# Zappi's Cafe, above Bike Zone cycle shop Oxford OX1 2EB.



## nicktid (Dec 4, 2011)

I have posted this before, but I had the pleasure of 2 fantastic double espressos at Zappi's Cafe this afternoon.

I can highly recommend this cafe, the coffee is great, the food is very good (try the toasted banana bread!), the decor is cool and the staff are very friendly.

If you like good coffee try this.

If you like good coffee and a good bike shop thrown in then this will be your idea of heaven!

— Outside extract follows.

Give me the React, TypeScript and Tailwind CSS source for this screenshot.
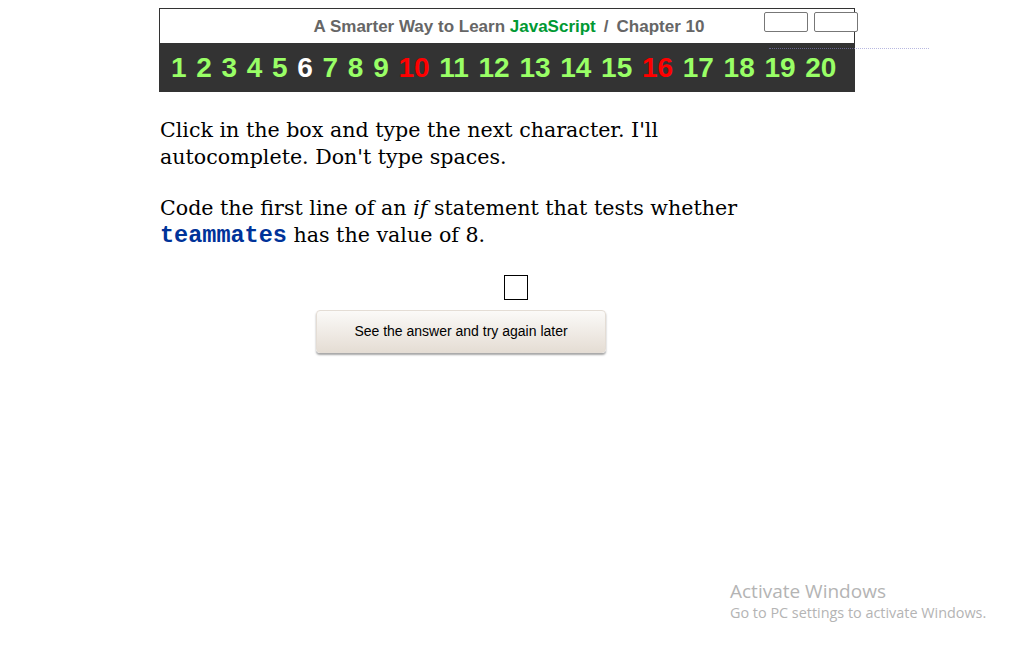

http://www.zappisbikecafe.com/index.html

Cheers,

Nick.


----------



## Tryfan (Apr 11, 2012)

I'd love to visit. It's a shame Oxford is so far away.


----------



## Nimble Motionists (Oct 22, 2012)

I agree, really nice cafe, great coffee and very friendly service. Oxford is a bit spoilt for great independent coffee between this place and the Missing Bean!


----------



## hollycoffee (Feb 24, 2013)

I recently visited Oxford and found out about two new places for great coffee:

1. The Quarter Horse Coffee - serving Square Mile

2. The Keen Bean - serving single origin beans only

I will add more info in a separate message


----------



## Steve_S_T (Dec 7, 2012)

Must get in to Zappis myself as a mate of mine, Jay Ratcliffe, rides for the pro cycling team and I suppose drinking in their caff all helps to fund his contract.

Steve.


----------



## Nimble Motionists (Oct 22, 2012)

Not sure if it's just my changing tastes or whether they've swapped their beans but Zappi's coffee seems much sweeter since Christmas; if it is a change of bean I preferred the old stuff. Not come across the Quarter Horse, will have to check them out.


----------